■ **Given request**
Report only the number of lines in this material that include "styles".

■ **Data**
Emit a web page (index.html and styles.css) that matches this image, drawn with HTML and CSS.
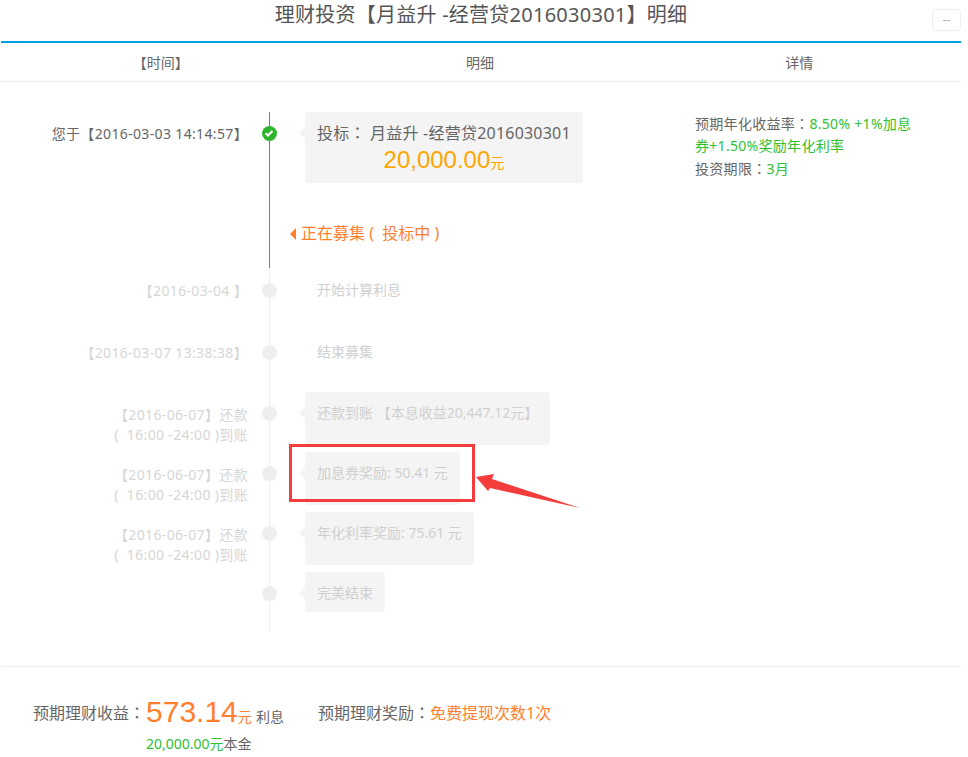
FILE: index.html
```html
<!DOCTYPE html>
<html lang="zh-CN">
<head>
    <meta charset="UTF-8">
    <meta name="viewport" content="width=device-width, initial-scale=1.0">
    <title>理财投资明细</title>
    <link rel="stylesheet" href="styles.css">
</head>
<body>

    <div class="page">
        <div class="top-bar">
            <h1>理财投资【月益升 -经营贷2016030301】明细</h1>
            <button class="close-btn">--</button>
        </div>

        <div class="col-heads">
            <div>【时间】</div>
            <div>明细</div>
            <div>详情</div>
        </div>

        <div class="main">
            <div class="timeline">
                <div class="row row-top">
                    <div class="time">您于【2016-03-03 14:14:57】</div>
                    <div class="dot dot-done">
                        <svg viewBox="0 0 16 16" width="16" height="16"><path d="M4.6 8.2 7 10.5 11.4 5.9" fill="none" stroke="#fff" stroke-width="2.2"/></svg>
                    </div>
                    <div class="bubble bubble-main">
                        <p>投标<span class="colon" lang="zh-TW">：</span> 月益升 -经营贷2016030301</p>
                        <p class="invest"><strong>20,000.00</strong>元</p>
                    </div>
                </div>

                <div class="status">正在募集&nbsp;(&nbsp;&nbsp;投标中&nbsp;)</div>

                <div class="row row-plain row-first">
                    <div class="time">【2016-03-04 】</div>
                    <div class="dot"></div>
                    <div class="bubble bubble-plain">开始计算利息</div>
                </div>
                <div class="row row-plain">
                    <div class="time">【2016-03-07 13:38:38】</div>
                    <div class="dot"></div>
                    <div class="bubble bubble-plain">结束募集</div>
                </div>
                <div class="row">
                    <div class="time">【2016-06-07】还款<br>(&nbsp;&nbsp;16:00 -24:00 )到账</div>
                    <div class="dot"></div>
                    <div class="bubble">还款到账 【本息收益20,447.12元】</div>
                </div>
                <div class="row">
                    <div class="time">【2016-06-07】还款<br>(&nbsp;&nbsp;16:00 -24:00 )到账</div>
                    <div class="dot"></div>
                    <div class="bubble">
                        加息券奖励: 50.41 元
                        <div class="mark-box"></div>
                        <svg class="mark-arrow" viewBox="0 0 106 40" width="106" height="40">
                            <polygon points="1,7 19,4 17,9 105,38 15,18 13,21" fill="#f33c3c"/>
                        </svg>
                    </div>
                </div>
                <div class="row">
                    <div class="time">【2016-06-07】还款<br>(&nbsp;&nbsp;16:00 -24:00 )到账</div>
                    <div class="dot"></div>
                    <div class="bubble">年化利率奖励: 75.61 元</div>
                </div>
                <div class="row row-last">
                    <div class="time"></div>
                    <div class="dot"></div>
                    <div class="bubble">完美结束</div>
                </div>
            </div>

            <div class="detail">
                <div>预期年化收益率<span class="colon" lang="zh-TW">：</span><span class="green">8.50% +1%加息</span></div>
                <div class="green">券+1.50%奖励年化利率</div>
                <div>投资期限<span class="colon" lang="zh-TW">：</span><span class="green">3月</span></div>
            </div>
        </div>

        <div class="summary">
            <div class="income">
                <span class="income-label">预期理财收益<span class="colon" lang="zh-TW">：</span></span>
                <div class="income-value">
                    <div class="income-top"><strong>573.14</strong><span class="unit">元</span> <span class="small">利息</span></div>
                    <div class="small"><span class="green">20,000.00元</span>本金</div>
                </div>
            </div>
            <div class="reward">预期理财奖励<span class="colon" lang="zh-TW">：</span><span class="orange">免费提现次数1次</span></div>
        </div>
    </div>

</body>
</html>
```
FILE: styles.css
```css
* {
    margin: 0;
    padding: 0;
    box-sizing: border-box;
}

body {
    font-family: "Noto Sans", "Noto Sans CJK SC", sans-serif;
    font-size: 14px;
    color: #666;
    background: #fff;
}

.page {
    width: 960px;
    margin-left: 1px;
}

.top-bar {
    display: grid;
    grid-template-columns: 60px 1fr 60px;
    height: 43px;
    border-bottom: 2px solid #00a0e0;
}

.top-bar h1 {
    grid-column: 2;
    text-align: center;
    font-size: 20px;
    font-weight: normal;
    line-height: 30px;
    letter-spacing: 0.25px;
    color: #555;
}

.close-btn {
    justify-self: end;
    width: 29px;
    height: 22px;
    margin-top: 9px;
    border: 1px solid #eee;
    border-radius: 3px;
    background: #fff;
    color: #aaa;
    font-size: 12px;
}

.col-heads {
    display: grid;
    grid-template-columns: repeat(3, 1fr);
    height: 39px;
    padding-right: 2px;
    line-height: 40px;
    text-align: center;
    border-bottom: 1px solid #eee;
}

.main {
    display: flex;
    padding-top: 30px;
    height: 585px;
    border-bottom: 1px solid #eee;
}

.timeline {
    position: relative;
    width: 694px;
    height: 520px;
}

/* the vertical rail, green up to the current step */
.timeline::before {
    content: "";
    position: absolute;
    left: 268px;
    top: 0;
    width: 1px;
    height: 100%;
    background: linear-gradient(to bottom, #3aa93a 156px, #eee 156px);
}

.row {
    position: relative;
    display: grid;
    grid-template-columns: 247px 42px 1fr;
    height: 40px;
    margin-bottom: 20px;
}

.row-top {
    height: 71px;
}

.row-plain {
    margin-bottom: 21px;
}

.row-first {
    margin-bottom: 22px;
}

.row-last {
    margin-bottom: 0;
}

.time {
    padding-top: 13px;
    text-align: right;
    line-height: 20px;
    letter-spacing: 0.35px;
    color: #d6d6d6;
    white-space: nowrap;
}

.row-plain .time {
    padding-top: 12px;
}

.row-top .time {
    color: #666;
    padding-top: 12px;
}

.dot {
    width: 15px;
    height: 15px;
    margin: 14px 0 0 14px;
    border-radius: 50%;
    background: #eee;
}

.dot-done {
    background: #2db52d;
}

.dot-done svg {
    display: block;
    margin: -1px 0 0 -1px;
}

.bubble {
    position: relative;
    justify-self: start;
    margin-left: 15px;
    padding: 11px 12px 9px;
    line-height: 20px;
    color: #d0d0d0;
    background: #f4f4f4;
    border-radius: 4px;
    white-space: nowrap;
}

.bubble::before {
    content: "";
    position: absolute;
    left: -6px;
    top: 15px;
    border-style: solid;
    border-width: 6px 6px 6px 0;
    border-color: transparent #f4f4f4 transparent transparent;
}

.bubble-plain {
    background: none;
}

.bubble-plain::before {
    display: none;
}

.bubble-main {
    height: 71px;
    padding-top: 10px;
    font-size: 16px;
    letter-spacing: 0.22px;
    color: #666;
}

.invest {
    margin-top: 2px;
    text-align: center;
    color: #ffa500;
    font-size: 14px;
    line-height: 30px;
    letter-spacing: 0;
}

.invest strong {
    font-family: "Liberation Sans", sans-serif;
    font-size: 24px;
    font-weight: normal;
}

.colon {
    font-family: "Noto Sans CJK TC", sans-serif;
}

.status {
    position: relative;
    height: 56px;
    margin-top: 30px;
    padding: 8px 0 0 300px;
    font-size: 16px;
    line-height: 24px;
    color: #ff7f2e;
}

.status::before {
    content: "";
    position: absolute;
    left: 289px;
    top: 15px;
    border-style: solid;
    border-width: 6px 6px 6px 0;
    border-color: transparent #ff7f2e transparent transparent;
}

.mark-box {
    position: absolute;
    left: -16px;
    top: -8px;
    width: 186px;
    height: 58px;
    border: 3px solid #f33c3c;
}

.mark-arrow {
    position: absolute;
    left: 170px;
    top: 18px;
}

.detail {
    width: 230px;
    line-height: 22px;
    letter-spacing: 0.3px;
}

.green {
    color: #2fbf2f;
}

.orange {
    color: #ff7f2e;
}

.summary {
    display: flex;
    align-items: flex-start;
    gap: 34px;
    padding: 27px 0 0 32px;
    font-size: 16px;
}

.income {
    display: flex;
    align-items: flex-start;
}

.income-label {
    line-height: 36px;
}

.income-value {
    margin-left: 1px;
}

.income-top {
    line-height: 36px;
    white-space: nowrap;
}

.income-top strong {
    font-family: "Liberation Sans", sans-serif;
    font-size: 30px;
    font-weight: normal;
    color: #ff7f2e;
}

.unit {
    color: #ff7f2e;
    font-size: 14px;
}

.small {
    font-size: 14px;
}

.income .small {
    line-height: 18px;
}

.reward {
    line-height: 36px;
}
```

■ **Output for this task**
3